Family Dollar Stores Inc. (FDO - Analyst Report) inaugurated its 11th distribution center in St. George, Utah. The facility covering an area of 817,000 square feet will deploy 400 associates to handle the work and will provide services to about 800 stores. Running at its optimum capacity, the center will be capable of shipping 40 million cases in a year.
Last week this self-service retail discount store chain came out with its fourth-quarter fiscal 2013 results. The quarterly earnings of 86 cents a share beat the Zacks Consensus Estimate by a couple of cents, and rose 14.7% from 75 cents delivered in the prior-year quarter. Consumables category was the driving factor behind the sturdy results.
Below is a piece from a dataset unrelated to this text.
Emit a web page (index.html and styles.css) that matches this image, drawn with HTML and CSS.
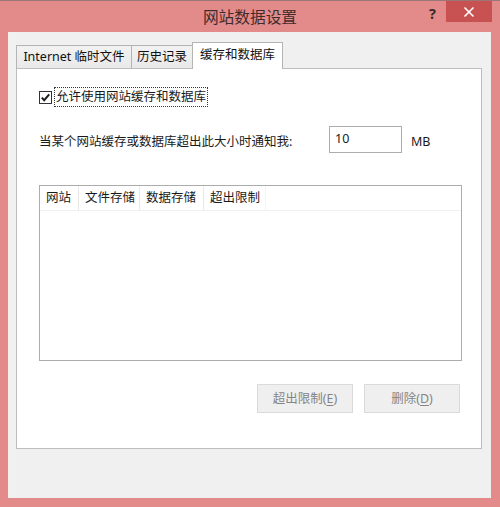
FILE: index.html
```html
<!DOCTYPE html>
<html lang="zh-CN">
<head>
<meta charset="utf-8">
<title>网站数据设置</title>
<link rel="stylesheet" href="styles.css">
</head>
<body>
<div class="window">
  <div class="titlebar">
    <div class="spacer"></div>
    <div class="title">网站数据设置</div>
    <div class="controls">
      <span class="help">?</span>
      <div class="close">
        <svg width="12" height="12" viewBox="0 0 12 12"><path d="M1.5 1.5 L10.5 10.5 M10.5 1.5 L1.5 10.5" stroke="#ffffff" stroke-width="1.6" fill="none"/></svg>
      </div>
    </div>
  </div>
  <div class="client">
    <div class="tabs">
      <div class="tab t1">Internet 临时文件</div>
      <div class="tab t2">历史记录</div>
      <div class="tab t3 active">缓存和数据库</div>
    </div>
    <div class="panel">
      <div class="check-row">
        <span class="checkbox">
          <svg width="13" height="13" viewBox="0 0 13 13"><rect x="0.5" y="0.5" width="12" height="12" fill="#ffffff" stroke="#333333"/><path d="M2.8 6.6 L5.2 9.2 L10.2 3.4" stroke="#1a1a1a" stroke-width="1.9" fill="none"/></svg>
        </span>
        <span class="focus">允许使用网站缓存和数据库</span>
      </div>
      <div class="size-row">
        <span class="size-label">当某个网站缓存或数据库超出此大小时通知我:</span>
        <div class="input">10</div>
        <span class="unit">MB</span>
      </div>
      <div class="list">
        <div class="list-head">
          <div class="col c1">网站</div>
          <div class="col c2">文件存储</div>
          <div class="col c3">数据存储</div>
          <div class="col c4">超出限制</div>
        </div>
      </div>
      <div class="buttons">
        <div class="btn">超出限制(<u>E</u>)</div>
        <div class="btn">删除(<u>D</u>)</div>
      </div>
    </div>
  </div>
</div>
</body>
</html>
```
FILE: styles.css
```css
* { box-sizing: border-box; }
html, body { margin: 0; padding: 0; }
body {
  width: 500px;
  height: 507px;
  overflow: hidden;
  background: #e38b8b;
  font-family: "Noto Sans", "Noto Sans CJK SC", sans-serif;
  font-size: 12.5px;
  color: #1a1a1a;
}
.window {
  width: 500px;
  height: 507px;
  display: flex;
  flex-direction: column;
  border-top: 1px solid #9a7676;
}
.titlebar {
  height: 31px;
  display: grid;
  grid-template-columns: 1fr auto 1fr;
  align-items: start;
}
.title {
  font-size: 15.7px;
  line-height: 30px;
  color: #3f2b2b;
  padding-top: 1px;
}
.controls {
  display: flex;
  justify-content: flex-end;
  align-items: flex-start;
  padding-right: 8px;
}
.help {
  font-family: "Noto Sans", sans-serif;
  font-weight: bold;
  font-size: 14.5px;
  line-height: 24px;
  color: #3a2a2a;
  margin-right: 10px;
}
.close {
  width: 46px;
  height: 21px;
  background: #c85151;
  display: flex;
  align-items: center;
  justify-content: center;
}
.client {
  margin: 0 9px 0 8px;
  height: 466px;
  background: #f0f0f0;
  border-left: 1px solid #f7efe9;
  padding: 10px 8px 0 7px;
}
.tabs {
  display: flex;
  align-items: flex-end;
  height: 26px;
}
.tab {
  height: 23px;
  border: 1px solid #b4b4b4;
  border-bottom: none;
  background: linear-gradient(#f2f2f2, #e9e9e9);
  text-align: center;
  line-height: 22px;
  color: #111;
  white-space: nowrap;
}
.t1 { width: 116px; }
.t2 { width: 62px; margin-left: -1px; }
.t3 { width: 91px; margin-left: -1px; }
.tab.active {
  height: 27px;
  background: #ffffff;
  margin-bottom: -1px;
  position: relative;
  z-index: 1;
  line-height: 24px;
}
.panel {
  width: 466px;
  height: 381px;
  background: #ffffff;
  border: 1px solid #bdbdbd;
  padding: 18px 20px 0 22px;
  display: flex;
  flex-direction: column;
}
.check-row {
  height: 20px;
  display: flex;
  align-items: center;
}
.checkbox {
  width: 13px;
  height: 13px;
  display: flex;
  margin-right: 2px;
}
.focus {
  border: 1px dotted #333;
  padding: 0 1px;
  line-height: 18px;
  height: 20px;
}
.size-row {
  margin-top: 19px;
  height: 27px;
  display: flex;
  align-items: center;
}
.size-label {
  width: 290px;
  white-space: nowrap;
  padding-top: 1px;
}
.input {
  width: 73px;
  height: 27px;
  border: 1px solid #adadad;
  background: #fff;
  padding-left: 5px;
  line-height: 24px;
}
.unit {
  margin-left: 9px;
  padding-top: 4px;
}
.list {
  margin-top: 32px;
  width: 423px;
  height: 176px;
  border: 1px solid #acacac;
  background: #fff;
}
.list-head {
  display: flex;
  height: 25px;
  border-bottom: 1px solid #f0f0f0;
}
.col {
  height: 24px;
  line-height: 24px;
  padding-left: 6px;
  border-right: 1px solid #e8e8e8;
  white-space: nowrap;
}
.c1 { width: 39px; }
.c2 { width: 61px; }
.c3 { width: 64px; }
.c4 { width: 62px; border-right-color: #f4f4f4; }
.buttons {
  margin-top: 23px;
  display: flex;
  justify-content: flex-end;
  gap: 11px;
  padding-right: 1px;
}
.btn {
  width: 96px;
  height: 29px;
  background: #efefef;
  border: 1px solid #dadada;
  color: #858585;
  text-align: center;
  line-height: 27px;
}
.btn u { text-underline-offset: 2px; }
```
The strength witnessed in the Consumables category came on the back of robust growth across refrigerated and frozen food, health aids and tobacco. Strong focus on consumables helped Family Dollar drive business from budget-constrained consumers.
Family Dollar posted a 5.8% increase in revenue to $2,502.3 million from the prior-year quarter, but fell short of the Zacks Consensus Estimate of $2,556 million.
Moreover, this Matthews, NC-based company said that comparable-store sales remained flat with the traffic count and average consumer transaction value also remained even. Earlier, management had forecasted a 2% rise in comparable-store sales.
Management took a cautious stance while providing guidance for fiscal 2014. Family Dollar now projects earnings in the band of 65 cents to 75 cents a share for the first quarter and between $3.80 and $4.15 per share for fiscal 2014.
Consequently, the Zacks Consensus Estimates have been portraying a downtrend. For the first quarter and fiscal 2014, the Zacks Consensus Estimates dropped 9.1% to 70 cents and 3.4% to $4.01 per share, respectively, in the last 30 days.
The economy is still not completely out of hibernation and consumers will remain cautious on their spending, buying only basic necessities. Consequently, we could witness more competitive pricing and new products to attract shoppers.
A price war would definitely eat away margins, which in turn would affect the company’s results. In order to remain competitive, it would be effective to try out innovative strategies to lure target consumers. Family Dollar currently holds a Zacks Rank #4 (Sell).
Other stocks worth considering in the retail industry, include The TJX Companies, Inc. (TJX - Analyst Report), Dollar General Corp. (DG - Analyst Report) and Ross Stores Inc. (ROST - Analyst Report), all of which hold a Zacks Rank #2 (Buy).